**WHAT IS ASKED:** Transcribe the material exactly. Images do not belong in the copy.

**DATA LINES:**
═══

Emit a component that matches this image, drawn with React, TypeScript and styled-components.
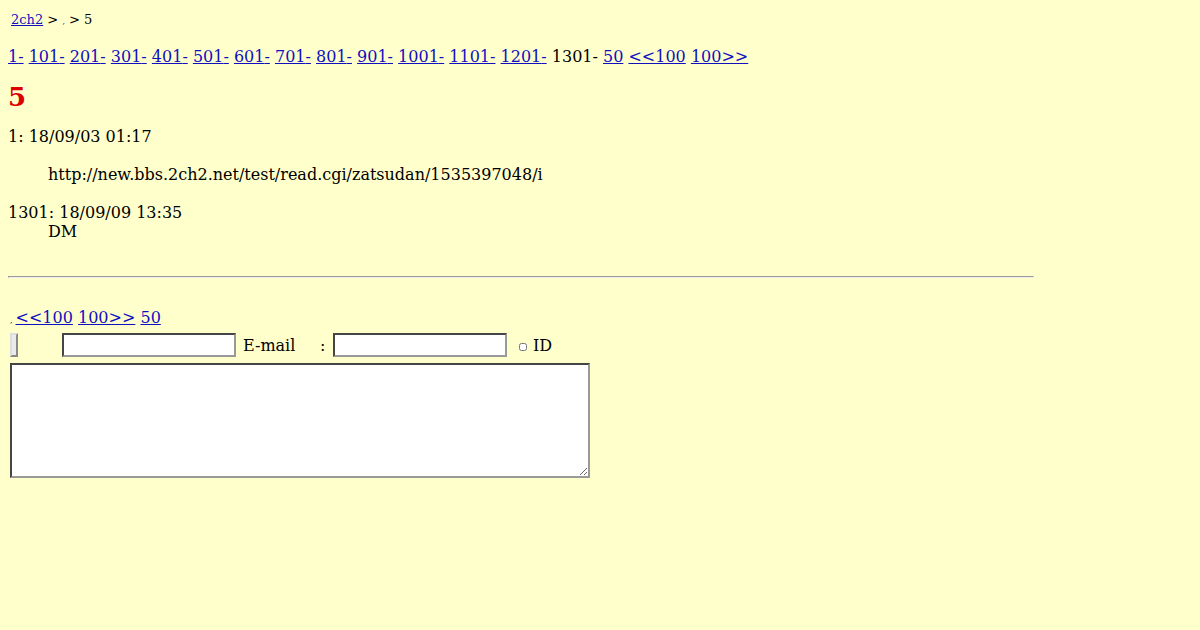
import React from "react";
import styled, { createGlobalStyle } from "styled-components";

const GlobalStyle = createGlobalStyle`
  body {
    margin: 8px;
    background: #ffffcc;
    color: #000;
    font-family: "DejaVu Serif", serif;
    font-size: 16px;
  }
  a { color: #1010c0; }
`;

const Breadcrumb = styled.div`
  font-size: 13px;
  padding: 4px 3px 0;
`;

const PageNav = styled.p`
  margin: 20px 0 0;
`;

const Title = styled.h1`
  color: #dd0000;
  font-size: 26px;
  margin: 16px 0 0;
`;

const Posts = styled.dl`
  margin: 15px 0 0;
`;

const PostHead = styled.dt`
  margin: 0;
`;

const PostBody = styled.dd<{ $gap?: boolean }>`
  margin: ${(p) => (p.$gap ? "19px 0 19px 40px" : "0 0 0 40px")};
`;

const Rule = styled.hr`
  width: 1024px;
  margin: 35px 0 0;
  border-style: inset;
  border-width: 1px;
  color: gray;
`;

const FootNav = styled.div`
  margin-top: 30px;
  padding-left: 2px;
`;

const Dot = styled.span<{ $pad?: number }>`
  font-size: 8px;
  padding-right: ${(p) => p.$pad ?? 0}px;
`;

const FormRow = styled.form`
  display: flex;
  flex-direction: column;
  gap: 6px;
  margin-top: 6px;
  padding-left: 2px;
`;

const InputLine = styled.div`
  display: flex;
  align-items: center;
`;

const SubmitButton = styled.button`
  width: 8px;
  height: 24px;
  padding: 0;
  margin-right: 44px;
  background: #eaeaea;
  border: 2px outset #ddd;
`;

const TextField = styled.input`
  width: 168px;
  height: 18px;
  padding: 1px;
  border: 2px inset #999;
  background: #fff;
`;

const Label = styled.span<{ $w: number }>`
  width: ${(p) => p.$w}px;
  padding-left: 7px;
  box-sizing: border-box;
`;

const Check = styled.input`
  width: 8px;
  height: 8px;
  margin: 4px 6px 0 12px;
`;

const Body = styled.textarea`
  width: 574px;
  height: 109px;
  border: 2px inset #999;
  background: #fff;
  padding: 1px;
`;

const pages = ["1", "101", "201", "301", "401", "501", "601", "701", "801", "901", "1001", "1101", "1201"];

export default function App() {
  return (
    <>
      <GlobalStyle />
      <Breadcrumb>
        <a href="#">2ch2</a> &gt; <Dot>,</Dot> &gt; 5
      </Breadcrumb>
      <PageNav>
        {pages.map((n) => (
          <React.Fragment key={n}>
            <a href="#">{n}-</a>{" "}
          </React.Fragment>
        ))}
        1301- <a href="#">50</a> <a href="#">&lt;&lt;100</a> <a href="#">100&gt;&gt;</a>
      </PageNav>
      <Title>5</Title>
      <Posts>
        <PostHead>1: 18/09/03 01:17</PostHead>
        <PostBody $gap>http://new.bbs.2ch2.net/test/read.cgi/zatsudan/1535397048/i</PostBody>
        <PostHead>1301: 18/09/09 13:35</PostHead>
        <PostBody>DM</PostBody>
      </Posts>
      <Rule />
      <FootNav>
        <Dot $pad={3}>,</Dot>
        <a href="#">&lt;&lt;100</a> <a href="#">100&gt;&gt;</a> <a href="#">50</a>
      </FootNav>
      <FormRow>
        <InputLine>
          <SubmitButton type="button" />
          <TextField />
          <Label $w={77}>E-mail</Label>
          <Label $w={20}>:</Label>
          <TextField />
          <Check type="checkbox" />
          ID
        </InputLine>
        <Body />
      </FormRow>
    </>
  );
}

═══

**WRITTEN RESPONSE:**
Emit a component that matches this image, drawn with React, TypeScript and styled-components.
import React from "react";
import styled, { createGlobalStyle } from "styled-components";

const GlobalStyle = createGlobalStyle`
  body {
    margin: 8px;
    background: #ffffcc;
    color: #000;
    font-family: "DejaVu Serif", serif;
    font-size: 16px;
  }
  a { color: #1010c0; }
`;

const Breadcrumb = styled.div`
  font-size: 13px;
  padding: 4px 3px 0;
`;

const PageNav = styled.p`
  margin: 20px 0 0;
`;

const Title = styled.h1`
  color: #dd0000;
  font-size: 26px;
  margin: 16px 0 0;
`;

const Posts = styled.dl`
  margin: 15px 0 0;
`;

const PostHead = styled.dt`
  margin: 0;
`;

const PostBody = styled.dd<{ $gap?: boolean }>`
  margin: ${(p) => (p.$gap ? "19px 0 19px 40px" : "0 0 0 40px")};
`;

const Rule = styled.hr`
  width: 1024px;
  margin: 35px 0 0;
  border-style: inset;
  border-width: 1px;
  color: gray;
`;

const FootNav = styled.div`
  margin-top: 30px;
  padding-left: 2px;
`;

const Dot = styled.span<{ $pad?: number }>`
  font-size: 8px;
  padding-right: ${(p) => p.$pad ?? 0}px;
`;

const FormRow = styled.form`
  display: flex;
  flex-direction: column;
  gap: 6px;
  margin-top: 6px;
  padding-left: 2px;
`;

const InputLine = styled.div`
  display: flex;
  align-items: center;
`;

const SubmitButton = styled.button`
  width: 8px;
  height: 24px;
  padding: 0;
  margin-right: 44px;
  background: #eaeaea;
  border: 2px outset #ddd;
`;

const TextField = styled.input`
  width: 168px;
  height: 18px;
  padding: 1px;
  border: 2px inset #999;
  background: #fff;
`;

const Label = styled.span<{ $w: number }>`
  width: ${(p) => p.$w}px;
  padding-left: 7px;
  box-sizing: border-box;
`;

const Check = styled.input`
  width: 8px;
  height: 8px;
  margin: 4px 6px 0 12px;
`;

const Body = styled.textarea`
  width: 574px;
  height: 109px;
  border: 2px inset #999;
  background: #fff;
  padding: 1px;
`;

const pages = ["1", "101", "201", "301", "401", "501", "601", "701", "801", "901", "1001", "1101", "1201"];

export default function App() {
  return (
    <>
      <GlobalStyle />
      <Breadcrumb>
        <a href="#">2ch2</a> &gt; <Dot>,</Dot> &gt; 5
      </Breadcrumb>
      <PageNav>
        {pages.map((n) => (
          <React.Fragment key={n}>
            <a href="#">{n}-</a>{" "}
          </React.Fragment>
        ))}
        1301- <a href="#">50</a> <a href="#">&lt;&lt;100</a> <a href="#">100&gt;&gt;</a>
      </PageNav>
      <Title>5</Title>
      <Posts>
        <PostHead>1: 18/09/03 01:17</PostHead>
        <PostBody $gap>http://new.bbs.2ch2.net/test/read.cgi/zatsudan/1535397048/i</PostBody>
        <PostHead>1301: 18/09/09 13:35</PostHead>
        <PostBody>DM</PostBody>
      </Posts>
      <Rule />
      <FootNav>
        <Dot $pad={3}>,</Dot>
        <a href="#">&lt;&lt;100</a> <a href="#">100&gt;&gt;</a> <a href="#">50</a>
      </FootNav>
      <FormRow>
        <InputLine>
          <SubmitButton type="button" />
          <TextField />
          <Label $w={77}>E-mail</Label>
          <Label $w={20}>:</Label>
          <TextField />
          <Check type="checkbox" />
          ID
        </InputLine>
        <Body />
      </FormRow>
    </>
  );
}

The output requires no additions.